For immoveable property, the OICCI recommended that there are broadly two types of immovable properties; (a) agriculture property; and (b) non-agriculture property.
In first place, the details of agriculture and non-agriculture property should be obtained by the FBR and mapped with the wealth statements of taxpayers to identify the undeclared properties and status of owners of such properties.
Withholding tax on immovable property (including agriculture land) should be collected along with property tax by provinces at 0.5 percent of FBR value every year. The tax so collected would be adjustable against tax liability of the owner (credit for income tax collected on agriculture land can be given against agriculture income tax collected by provinces). Small properties may be excluded. This would result not only in documentation but identification of undeclared property, it said. It said that the capital gains tax (CGT) exemption on sale of immovable property (after 4-6 years of holding) should be available to those only who have declared the property upon acquisition and such exemption should be available for one property in three years. The OICCI has recommended to bring all service providers and professionals (including doctors, private hospitals, lawyers, painters, fashion designers, property dealers, interior designers, educational institutes including private teachers, coaching centre, salons etc) into the tax net by implementing mandatory POS integration and also promote awareness for POS invoicing upon payment. Tax return filings should be made compulsory for annual license renewals in the service sector.
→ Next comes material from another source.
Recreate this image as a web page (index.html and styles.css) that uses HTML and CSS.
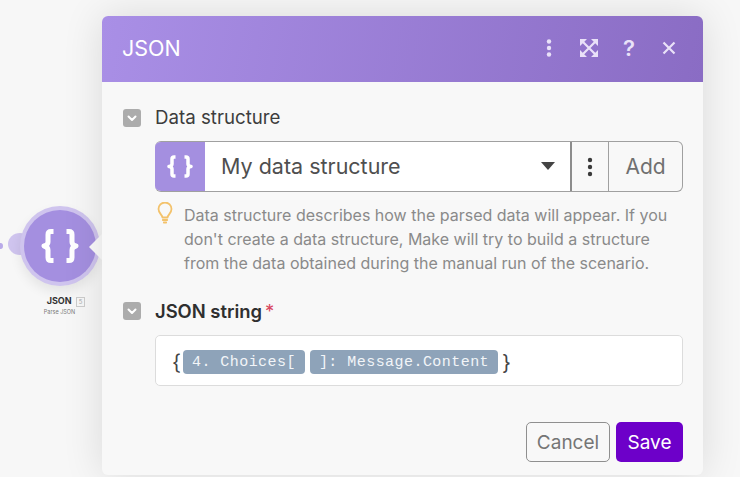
FILE: index.html
```html
<!DOCTYPE html>
<html lang="en">
<head>
    <meta charset="UTF-8">
    <title>JSON - Parse JSON</title>
    <link rel="stylesheet" href="styles.css">
</head>
<body>
    <div class="canvas">
        <div class="node">
            <span class="node-dot"></span>
            <span class="node-stub"></span>
            <div class="node-ring">
                <div class="node-circle">
                    <svg class="node-icon" viewBox="0 0 38 34" width="38" height="34">
                        <path d="M12.500 2.500H10Q7 2.500 7 5.500V13Q7 16 3 17Q7 18 7 21V28.500Q7 31.500 10 31.500H12.500M25.500 2.500H28Q31 2.500 31 5.500V13Q31 16 35 17Q31 18 31 21V28.500Q31 31.500 28 31.500H25.500"/>
                    </svg>
                </div>
            </div>
            <span class="node-notch"></span>
            <div class="node-title">JSON <span class="node-badge">5</span></div>
            <div class="node-sub">Parse JSON</div>
        </div>

        <div class="panel">
            <header class="panel-head">
                <h1>JSON</h1>
                <div class="head-icons">
                    <svg viewBox="0 0 20 20" width="20" height="20"><circle cx="10" cy="3.500" r="2.200"/><circle cx="10" cy="10" r="2.200"/><circle cx="10" cy="16.500" r="2.200"/></svg>
                    <svg viewBox="0 0 20 20" width="20" height="20"><path class="line" d="M4 4L16 16M16 4L4 16"/><path d="M1 1H8L1 8ZM19 1H12L19 8ZM1 19H8L1 12ZM19 19H12L19 12Z"/></svg>
                    <span class="head-help">?</span>
                    <svg viewBox="0 0 20 20" width="20" height="20"><path class="line" d="M4.500 4.500L15.500 15.500M15.500 4.500L4.500 15.500"/></svg>
                </div>
            </header>

            <div class="panel-body">
                <section class="field">
                    <div class="field-label">
                        <span class="toggle"><svg viewBox="0 0 18 18" width="18" height="18"><path d="M5.500 7.500L9 11L12.500 7.500"/></svg></span>
                        <span>Data structure</span>
                    </div>
                    <div class="select-row">
                        <div class="select-icon">
                            <svg viewBox="0 0 26 23" width="26" height="23"><path d="M8.500 2H7Q5 2 5 4V9Q5 11 2 11.500Q5 12 5 14V19Q5 21 7 21H8.500M17.500 2H19Q21 2 21 4V9Q21 11 24 11.500Q21 12 21 14V19Q21 21 19 21H17.500"/></svg>
                        </div>
                        <div class="select-value">
                            <span>My data structure</span>
                            <span class="caret"></span>
                        </div>
                        <div class="select-more">
                            <svg viewBox="0 0 6 20" width="6" height="20"><circle cx="3" cy="3" r="2.200"/><circle cx="3" cy="10" r="2.200"/><circle cx="3" cy="17" r="2.200"/></svg>
                        </div>
                        <div class="select-add">Add</div>
                    </div>
                    <div class="hint">
                        <svg class="bulb" viewBox="0 0 16 22" width="16" height="22"><path d="M5.500 15.500C5 12.500 1.500 11 1.500 7A6.500 6.500 0 0 1 14.500 7C14.500 11 11 12.500 10.500 15.500ZM5.800 18H10.200M6.800 20.500H9.200"/></svg>
                        <p>Data structure describes how the parsed data will appear. If you don't create a data structure, Make will try to build a structure from the data obtained during the manual run of the scenario.</p>
                    </div>
                </section>

                <section class="field">
                    <div class="field-label strong">
                        <span class="toggle"><svg viewBox="0 0 18 18" width="18" height="18"><path d="M5.500 7.500L9 11L12.500 7.500"/></svg></span>
                        <span>JSON string</span><span class="required">*</span>
                    </div>
                    <div class="json-input">
                        <span class="brace brace-open">{</span>
                        <span class="tag">4. Choices[</span>
                        <span class="tag">]: Message.Content</span>
                        <span class="brace brace-close">}</span>
                    </div>
                </section>
            </div>

            <footer class="panel-foot">
                <button class="btn-cancel">Cancel</button>
                <button class="btn-save">Save</button>
            </footer>
        </div>
    </div>
</body>
</html>
```

FILE: styles.css
```css
* {
    box-sizing: border-box;
}
html, body {
    margin: 0;
    padding: 0;
    height: 100%;
    overflow: hidden;
}
body {
    font-family: Inter, "Liberation Sans", sans-serif;
    background-color: #f7f7f7;
    color: #333;
}
.canvas {
    position: relative;
    width: 740px;
    height: 477px;
    overflow: hidden;
}

/* module on the scenario canvas */
.node {
    position: absolute;
    left: 0;
    top: 205px;
    width: 102px;
    height: 115px;
}
.node-dot {
    position: absolute;
    left: -2px;
    top: 38px;
    width: 5px;
    height: 6px;
    border-radius: 50%;
    background-color: #b9aae8;
}
.node-stub {
    position: absolute;
    left: 8px;
    top: 28px;
    width: 24px;
    height: 22px;
    border-radius: 50%;
    background-color: #cfc4ee;
}
.node-ring {
    position: absolute;
    left: 20px;
    top: 1px;
    width: 80px;
    height: 80px;
    border-radius: 50%;
    background-color: #cfc4ee;
    display: flex;
    align-items: center;
    justify-content: center;
    box-shadow: 0 6px 12px rgba(0, 0, 0, 0.08);
}
.node-circle {
    width: 72px;
    height: 72px;
    border-radius: 50%;
    background-color: #a48fe0;
    display: flex;
    align-items: center;
    justify-content: center;
}
.node-icon path {
    fill: none;
    stroke: #fff;
    stroke-width: 5;
    stroke-linecap: butt;
    stroke-linejoin: round;
}
.node-notch {
    position: absolute;
    left: 89px;
    top: 29px;
    width: 0;
    height: 0;
    border-top: 13px solid transparent;
    border-bottom: 13px solid transparent;
    border-right: 13px solid #fbfbfb;
}
.node-title {
    position: absolute;
    left: 0;
    top: 90px;
    width: 132px;
    text-align: center;
    font-size: 9px;
    font-weight: 700;
    line-height: 12px;
    color: #333;
}
.node-badge {
    display: inline-block;
    border: 1px solid #ccc;
    color: #aaa;
    font-size: 6px;
    font-weight: 400;
    line-height: 8px;
    padding: 0 2px;
    margin-left: 2px;
}
.node-sub {
    position: absolute;
    left: 0;
    top: 102px;
    width: 119px;
    text-align: center;
    font-size: 5.500px;
    line-height: 10px;
    color: #777;
}

/* settings dialog */
.panel {
    position: absolute;
    left: 102px;
    top: 16px;
    width: 601px;
    height: 459px;
    background-color: #f8f8f8;
    border-radius: 6px;
    box-shadow: 0 0 40px rgba(0, 0, 0, 0.12);
    display: flex;
    flex-direction: column;
    overflow: hidden;
}
.panel-head {
    height: 66px;
    padding: 0 24px 2px 20px;
    background: linear-gradient(100deg, #a98fe6, #8a6cc4);
    color: #fff;
    display: flex;
    align-items: center;
    justify-content: space-between;
}
.panel-head h1 {
    margin: 0;
    font-size: 21.500px;
    font-weight: 400;
}
.head-icons {
    display: flex;
    align-items: center;
    gap: 20px;
}
.head-icons svg {
    fill: #e9e1f8;
}
.head-icons .line {
    fill: none;
    stroke: #e9e1f8;
    stroke-width: 2.200;
}
.head-help {
    width: 20px;
    text-align: center;
    font-size: 22px;
    font-weight: 600;
    line-height: 20px;
    color: #e9e1f8;
}
.panel-body {
    flex: 1;
    padding: 0 20px 0 21px;
}
.field-label {
    display: flex;
    align-items: center;
    gap: 14px;
    font-size: 18.700px;
    line-height: 24px;
    color: #3d3d3d;
}
.field-label.strong {
    font-size: 18.400px;
    font-weight: 600;
    color: #2f2f2f;
}
.required {
    color: #d9475f;
    font-weight: 400;
    margin-left: -11px;
}
.toggle {
    width: 18px;
    height: 18px;
    border-radius: 3px;
    background-color: #acacac;
    flex: none;
}
.toggle svg {
    display: block;
    fill: none;
    stroke: #fff;
    stroke-width: 2;
    stroke-linecap: round;
    stroke-linejoin: round;
}
.field:first-child {
    padding-top: 24px;
}
.select-row {
    display: flex;
    height: 51px;
    margin: 11px 0 0 32px;
    border: 1px solid #a0a0a0;
    border-left: none;
    border-radius: 6px;
    overflow: hidden;
}
.select-icon {
    width: 50px;
    margin: -1px 0;
    background-color: #a48fe0;
    display: flex;
    align-items: center;
    justify-content: center;
    flex: none;
}
.select-icon path {
    fill: none;
    stroke: #fff;
    stroke-width: 3.500;
    stroke-linecap: butt;
    stroke-linejoin: round;
}
.select-value {
    flex: 1;
    padding: 0 15px 2px 16px;
    background-color: #fff;
    display: flex;
    align-items: center;
    justify-content: space-between;
    font-size: 21.500px;
    color: #4f4f4f;
    border-right: 2px solid #8c8c8c;
}
.caret {
    width: 0;
    height: 0;
    border-left: 7px solid transparent;
    border-right: 7px solid transparent;
    border-top: 8px solid #444;
}
.select-more {
    width: 37px;
    display: flex;
    align-items: center;
    justify-content: center;
    border-right: 1px solid #a0a0a0;
    flex: none;
}
.select-more svg {
    fill: #3a3a3a;
}
.select-add {
    width: 73px;
    text-align: center;
    line-height: 49px;
    font-size: 21px;
    color: #707070;
    flex: none;
}
.hint {
    display: flex;
    gap: 11px;
    margin: 10px 0 0 34px;
}
.bulb {
    flex: none;
    fill: none;
    stroke: #f3c26b;
    stroke-width: 1.800;
    stroke-linecap: round;
    stroke-linejoin: round;
}
.hint p {
    margin: 1px 0 0;
    width: 490px;
    font-size: 16px;
    line-height: 24px;
    color: #8a8a8a;
}
.field + .field {
    margin-top: 24px;
}
.json-input {
    display: flex;
    align-items: center;
    gap: 5px;
    height: 51px;
    margin: 12px 0 0 32px;
    padding: 3px 16px 0;
    background-color: #fff;
    border: 1px solid #dcdcdc;
    border-radius: 5px;
}
.brace {
    font-size: 21px;
    color: #444;
}
.brace-open {
    margin-right: -3px;
}
.brace-close {
    margin-left: -1px;
}
.tag {
    height: 24px;
    padding: 0 9px;
    border-radius: 4px;
    background-color: #8ea3b9;
    color: #f2f5f8;
    font-family: "Liberation Mono", monospace;
    font-size: 15px;
    letter-spacing: 0.450px;
    line-height: 26px;
}
.panel-foot {
    display: flex;
    justify-content: flex-end;
    gap: 6px;
    padding: 0 20px 13px 0;
}
.panel-foot button {
    height: 40px;
    border-radius: 5px;
    font-family: inherit;
    font-size: 19px;
    cursor: pointer;
}
.btn-cancel {
    width: 84px;
    background-color: transparent;
    border: 1px solid #8f8f8f;
    color: #757575;
}
.btn-save {
    width: 67px;
    background-color: #6d00c9;
    border: none;
    color: #fff;
}
```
For example, doctors should submit tax declarations to the Pakistan Medical Association (PMA), and tax consultants/accountants should comply with the Institute of Chartered Accountants of Pakistan (ICAP) regulations. Hospitals should also prohibit non-filer doctors from engaging in consultancy practices. It recommended to provide digital IDs to small service providers such as plumbers, carpenters, electricians etc.
Under the Constitution, tax on agriculture income is collected by provincial authorities. However, if agriculture income is not taxed in the province, then FBR can tax it as unexplained income/ assets etc. This area needs to be explored with effective administration and enforcement to improve tax collection from agriculture sector.
The rate of tax on builders for a 3000 sq ft commercial building is Rs80/sq ft, which is calculated as Rs240,000 in total. Knowing the valuation of flat in Karachi, a 3000 sq ft flat can be not less than Rs30 million which means that the builder has to pay tax at 0.8 percent only and all his liabilities will be vanished compared to salaried class which are paying tax at 35 percent and corporates which are paying taxes at 29 percent along with 10 percent.
It further asked the government to initiate thorough investigations into all ‘Nil’ tax returns and eliminate the culture of Amnesty Schemes as it discourages honest taxpayers. Based on the information exchanged through OECD Global Forum on Transparency and Exchange of Information, an appropriate action should be taken to bring undisclosed income/ assets in the tax net.
It also asked for establishing protocols for data confidentiality and security to ensure compliance with privacy regulations and protect sensitive taxpayer information. It asked the government to develop standardised reporting templates to facilitate regular monitoring and reporting of tax base expansion efforts based on data analysis.